For Immediate Release, June 20, 2016
Contact: Michael Robinson, (575) 313-7017, email@example.com
3.2 Million Animals Killed by Federal Wildlife-destruction Program in 2015
Ignoring Calls for Reform, Wildlife Services Kills Half-million More
Coyotes, Bears, Wolves, Foxes, Other Animals Than Previous Year
Despite increasing calls for reform a century after the federal wildlife-killing program began in 1915, the latest kill report indicates that the program’s reckless slaughter continues, including 385 gray wolves, 68,905 coyotes (plus an unknown number of pups in 492 destroyed dens), 480 black bears, 284 mountain lions, 731 bobcats, 492 river otters (all but 83 killed “unintentionally”), 3,437 foxes, two bald eagles and 21,559 beavers.

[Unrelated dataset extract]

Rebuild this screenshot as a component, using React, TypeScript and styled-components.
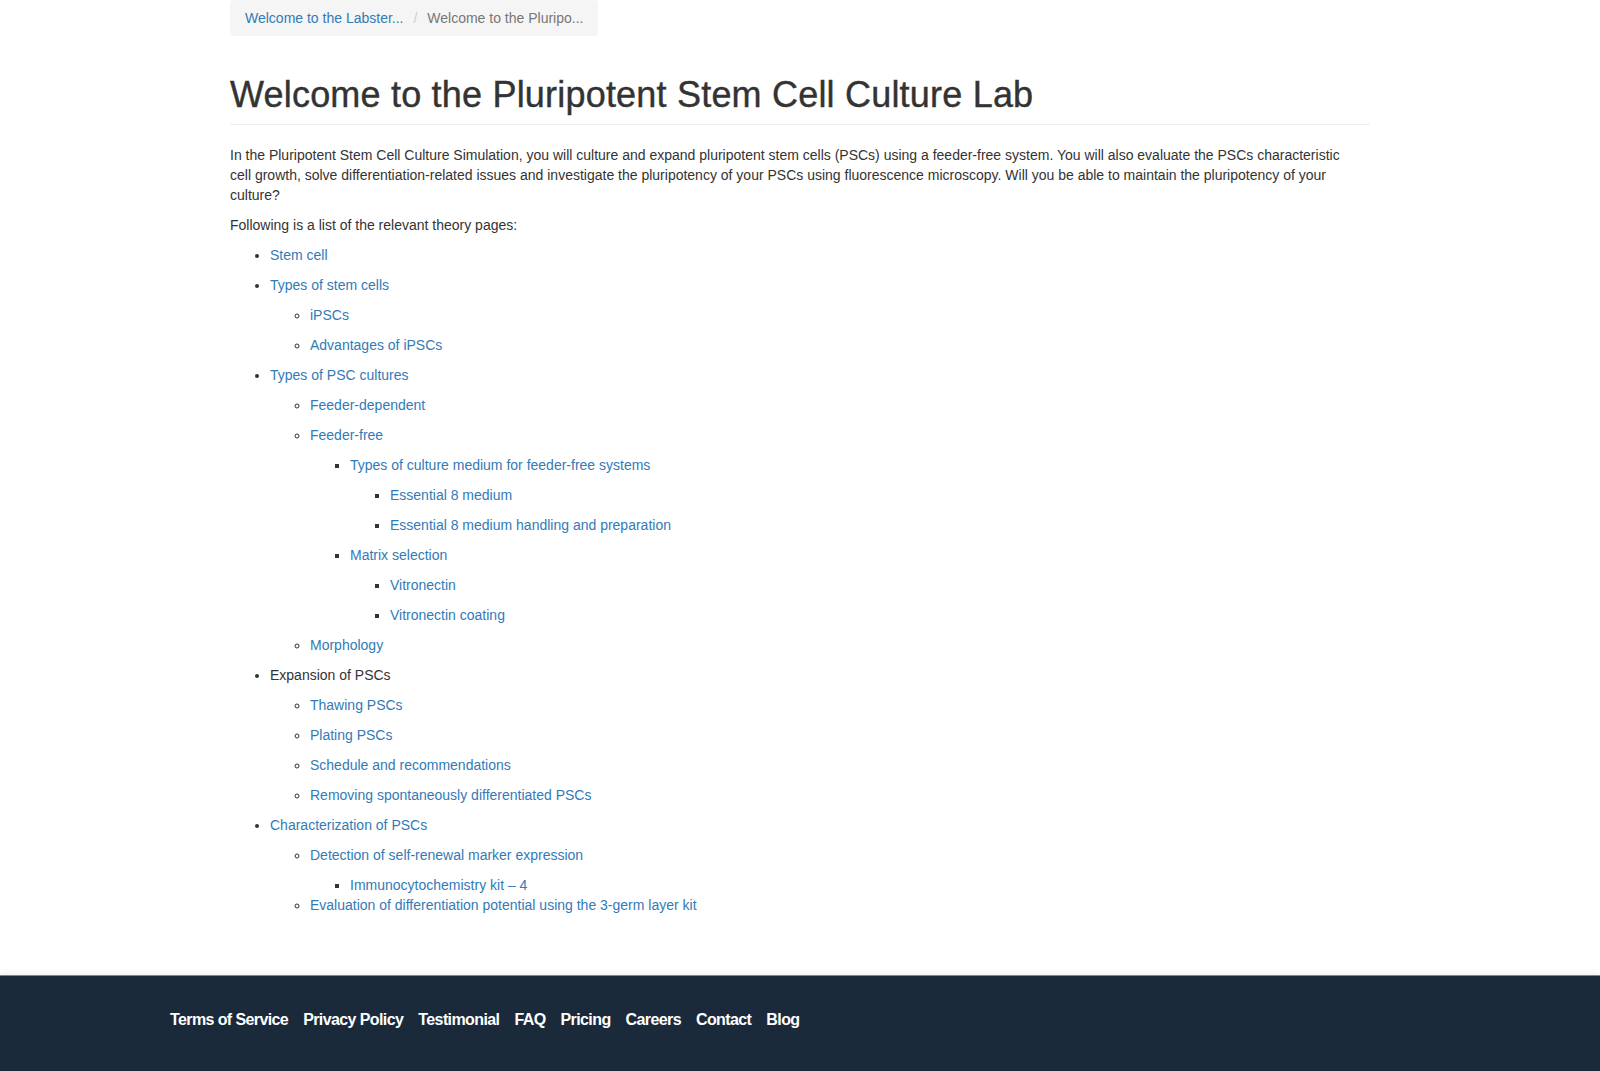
import React from "react";
import styled, { createGlobalStyle } from "styled-components";

const GlobalStyle = createGlobalStyle`
  html, body {
    margin: 0;
    padding: 0;
    background: #ffffff;
  }
  body {
    font-family: "Liberation Sans", Arial, Helvetica, sans-serif;
    font-size: 14px;
    line-height: 20px;
    color: #333333;
  }
  * { box-sizing: border-box; }
`;

const Page = styled.div`
  min-height: 100vh;
  display: flex;
  flex-direction: column;
`;

const Main = styled.main`
  width: 1170px;
  margin: 0 auto;
  padding: 0 15px 50px;
`;

const Breadcrumb = styled.ol`
  display: flex;
  width: fit-content;
  list-style: none;
  margin: 0;
  padding: 8px 15px;
  background: #f5f5f5;
  border-radius: 4px;
  line-height: 20px;
`;

const Crumb = styled.li<{ $active?: boolean }>`
  color: ${(p) => (p.$active ? "#777777" : "#337ab7")};
  &:not(:first-child)::before {
    content: "/\\00a0";
    padding: 0 6px 0 10px;
    color: #cccccc;
  }
`;

const CrumbLink = styled.a`
  color: #337ab7;
  text-decoration: none;
`;

const Title = styled.h1`
  margin: 39px 0 20px;
  padding-bottom: 9px;
  border-bottom: 1px solid #eeeeee;
  font-family: "Liberation Sans", Arial, Helvetica, sans-serif;
  font-size: 36px;
  font-weight: 500;
  letter-spacing: 0.2px;
  line-height: 1.1;
  color: #333333;
  -webkit-text-stroke: 0.4px #333333;
`;

const Paragraph = styled.p`
  margin: 0 0 10px;
  max-width: 1130px;
`;

const List = styled.ul<{ $kind: "disc" | "circle" | "square"; $top?: boolean }>`
  list-style-type: ${(p) => p.$kind};
  margin: ${(p) => (p.$top ? "0 0 10px" : "0")};
  padding-left: 40px;
`;

const Item = styled.li``;

const ItemText = styled.div<{ $tight?: boolean }>`
  margin-bottom: ${(p) => (p.$tight ? "0" : "10px")};
`;

const Link = styled.a`
  color: #337ab7;
  text-decoration: none;
`;

const Footer = styled.footer`
  flex: 1;
  background: #1b2a3b;
  border-top: 1px solid #7d848c;
  box-shadow: 0 -4px 4px rgba(0, 0, 0, 0.04);
`;

const FooterInner = styled.nav`
  width: 1260px;
  margin: 0 auto;
  padding: 34px 0 30px;
  display: flex;
  gap: 15px;
`;

const FooterLink = styled.a`
  color: #ffffff;
  text-decoration: none;
  font-family: "Liberation Sans", Arial, Helvetica, sans-serif;
  font-size: 16px;
  font-weight: 700;
  letter-spacing: -0.6px;
  line-height: 20px;
`;

type Node = {
  label: string;
  link?: boolean;
  tight?: boolean;
  children?: Node[];
};

const tree: Node[] = [
  { label: "Stem cell", link: true },
  {
    label: "Types of stem cells",
    link: true,
    children: [
      { label: "iPSCs", link: true },
      { label: "Advantages of iPSCs", link: true },
    ],
  },
  {
    label: "Types of PSC cultures",
    link: true,
    children: [
      { label: "Feeder-dependent", link: true },
      {
        label: "Feeder-free",
        link: true,
        children: [
          {
            label: "Types of culture medium for feeder-free systems",
            link: true,
            children: [
              { label: "Essential 8 medium", link: true },
              { label: "Essential 8 medium handling and preparation", link: true },
            ],
          },
          {
            label: "Matrix selection",
            link: true,
            children: [
              { label: "Vitronectin", link: true },
              { label: "Vitronectin coating", link: true },
            ],
          },
        ],
      },
      { label: "Morphology", link: true },
    ],
  },
  {
    label: "Expansion of PSCs",
    link: false,
    children: [
      { label: "Thawing PSCs", link: true },
      { label: "Plating PSCs", link: true },
      { label: "Schedule and recommendations", link: true },
      { label: "Removing spontaneously differentiated PSCs", link: true },
    ],
  },
  {
    label: "Characterization of PSCs",
    link: true,
    children: [
      {
        label: "Detection of self-renewal marker expression",
        link: true,
        children: [{ label: "Immunocytochemistry kit – 4", link: true, tight: true }],
      },
      { label: "Evaluation of differentiation potential using the 3-germ layer kit", link: true },
    ],
  },
];

const kinds: Array<"disc" | "circle" | "square"> = ["disc", "circle", "square", "square"];

function TreeList({ nodes, depth }: { nodes: Node[]; depth: number }) {
  return (
    <List $kind={kinds[Math.min(depth, 3)]} $top={depth === 0}>
      {nodes.map((n) => (
        <Item key={n.label}>
          <ItemText $tight={n.tight}>
            {n.link ? <Link href="#">{n.label}</Link> : n.label}
          </ItemText>
          {n.children && <TreeList nodes={n.children} depth={depth + 1} />}
        </Item>
      ))}
    </List>
  );
}

const footerLinks = [
  "Terms of Service",
  "Privacy Policy",
  "Testimonial",
  "FAQ",
  "Pricing",
  "Careers",
  "Contact",
  "Blog",
];

export default function App() {
  return (
    <Page>
      <GlobalStyle />
      <Main>
        <Breadcrumb>
          <Crumb>
            <CrumbLink href="#">Welcome to the Labster...</CrumbLink>
          </Crumb>
          <Crumb $active>Welcome to the Pluripo...</Crumb>
        </Breadcrumb>
        <Title>Welcome to the Pluripotent Stem Cell Culture Lab</Title>
        <Paragraph>
          In the Pluripotent Stem Cell Culture Simulation, you will culture and expand pluripotent stem
          cells (PSCs) using a feeder-free system. You will also evaluate the PSCs characteristic cell
          growth, solve differentiation-related issues and investigate the pluripotency of your PSCs
          using fluorescence microscopy. Will you be able to maintain the pluripotency of your culture?
        </Paragraph>
        <Paragraph>Following is a list of the relevant theory pages:</Paragraph>
        <TreeList nodes={tree} depth={0} />
      </Main>
      <Footer>
        <FooterInner>
          {footerLinks.map((l) => (
            <FooterLink key={l} href="#">
              {l}
            </FooterLink>
          ))}
        </FooterInner>
      </Footer>
    </Page>
  );
}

The program also killed 20,777 prairie dogs outright, plus an unknown number killed in more than 59,000 burrows that were destroyed or fumigated.
“Despite mounting public outcry and calls from Congress to reform these barbaric, outdated tactics, Wildlife Services continues its slaughter of America’s wildlife with no public oversight,” said Michael Robinson of the Center for Biological Diversity. “There’s simply no scientific basis for continuing to shoot, poison and strangle millions of animals every year — a cruel practice that not only fails to effectively manage targeted wildlife but poses an ongoing threat to other animals, including pets.”
Agency insiders have revealed that the agency kills many more animals than it reports.
The data show that the Department of Agriculture boosted its killing program despite a growing public outcry and calls for reform by scientists, elected officials and nongovernmental organizations.
“The Department of Agriculture should get out of the wildlife-slaughter business,” said Robinson. “Wolves, bears and other carnivores help keep the natural balance of their ecosystems. Our government kills off the predators, such as coyotes, and then kills off their prey — like prairie dogs — in an absurd, pointless cycle of violence.”
USDA’s Wildlife Services program began in 1915 when Congress appropriated $125,000 to the Bureau of Biological Survey for “destroying wolves, coyotes, and other animals injurious to agriculture and animal husbandry” on national forests and other public lands.
By the 1920s scientists and fur trappers were robustly criticizing the Biological Survey’s massive poisoning of wildlife, and in response in 1928 the agency officially renounced “extermination” as its goal. Nevertheless it proceeded to exterminate wolves, grizzly bears, black-footed ferrets and other animals from most of their remaining ranges in the years to follow. The agency was blocked from completely exterminating these species through the 1973 passage of the Endangered Species Act.
In 1997, after several name changes, the deceptive name “Wildlife Services” was inaugurated in place of “Biological Survey.”
The Center for Biological Diversity is a national, nonprofit conservation organization with more than 1 million members and online activists dedicated to the protection of endangered species and wild places.